The Fed also extended a plan to keep short-term interest rates at record-low levels through mid-2015. Both steps were announced after the Fed's two-day policy meeting. The bond purchases are intended to lower long-term interest rates to spur borrowing and spending. The Fed has previously bought $2 trillion in Treasury bonds and mortgage-backed securities since the 2008 financial crisis.

The Republican's campaign apparatus apparently had realized that by moving away from Romney's economic message and hitting Obama on foreign affairs, the candidate was playing to the president's strength. Polls show voters far and away see the president as the best of the two candidates in handling foreign policy and security issues.

The economy, meanwhile, has been the top issue throughout the race, with recent surveys showing Romney with a narrow advantage over the president when it comes to plans for reducing the nation's unemployment rate of 8.1 percent.

Romney launched the attacks on Obama late Tuesday, accusing him of showing weakness in responding to the attacks, the worst of which killed the U.S. ambassador to Libya, Chris Stevens, and three American members of his staff. Romney's statement was released well before the full extent of the attack was known.

The assaults on U.S. diplomatic missions began in Cairo. Romney blasted an initial statement from the U.S. Embassy there as disgraceful and "akin to apology," adding later, "It's never too early for the United States government to condemn attacks on Americans and to defend our values."

However, the embassy statement came before the protesters had breached the embassy's walls and was an affirmation of the American policy of religious tolerance and respect, and was not cleared by the White House. A statement by Secretary of State Hillary Rodham Clinton minutes before Romney's was released condemned the attack in Libya and said there was no justification for such violent acts.

Obama made a somber statement Wednesday morning condemning the attacks and announcing plans to deploy additional Marines at diplomatic posts overseas. An additional U.S. warship was dispatched to the Libyan coast. In an interview with CBS News' "60 Minutes" later in the day, Obama said the episode showed Romney's penchant for having "a tendency to shoot first and aim later."

"It appears that Gov. Romney didn't have his facts right," Obama said.

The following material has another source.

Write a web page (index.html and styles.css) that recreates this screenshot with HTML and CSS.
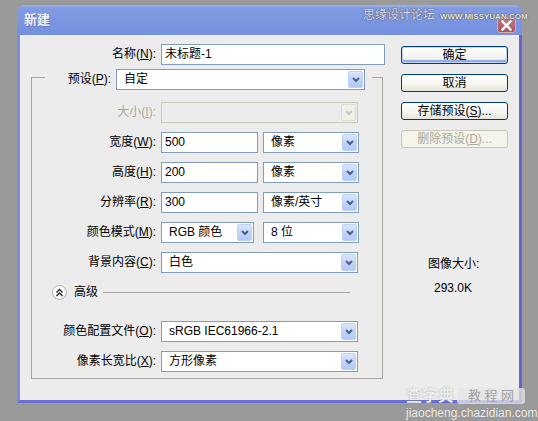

On Wednesday night, during a rally in Las Vegas, the president said he had a message for the rest of the world: "No act of terror will dim the light of the values that we proudly shine on the rest of the world, and no act of violence will shake the resolve of the United States of America." ''And make no mistake. Justice will be done" he declared.

The four diplomats were killed on Tuesday as protesters overran and burned the U.S. Consulate in Benghazi, Libya. That happened after the U.S. Embassy in Cairo was breached by protesters, and the American flag was ripped down, although no deaths were reported.

By Thursday the violence spread as hundreds of protesters stormed the U.S. Embassy compound in Yemen's capital, Sanaa. They tore down and burned the U.S. flag, replacing it with a black banner bearing Islam's declaration of faith - "There is no God but Allah."

American officials were investigating whether the attack in Libya was a terrorist strike timed to mark the 11th anniversary of the attacks of Sept. 11, 2001. Initial reports were that both the Libya and Egypt events had been motivated by anger over an anti-Muslim film made in the United States.

The Obama and Romney exchange occurred with less than eight weeks remaining in a tight presidential race, a campaign that has remained close for months and is being fiercely waged in fewer than 10 battleground states - Virginia included - that don't consistently vote Democratic or Republican.

Obama holds an event in Colorado's Denver suburbs. Obama carried both states in 2008, but they remain up for grabs and heavily contested by both campaigns.

Obama said in the "60 Minutes" interview that the Cairo embassy was trying to "cool the situation down" and its statement was released "from folks on the ground who are potentially in danger."

He added that as president, "it's important for you to make sure that the statements you make are backed up by the facts, and that you've thought through the ramifications before you make them."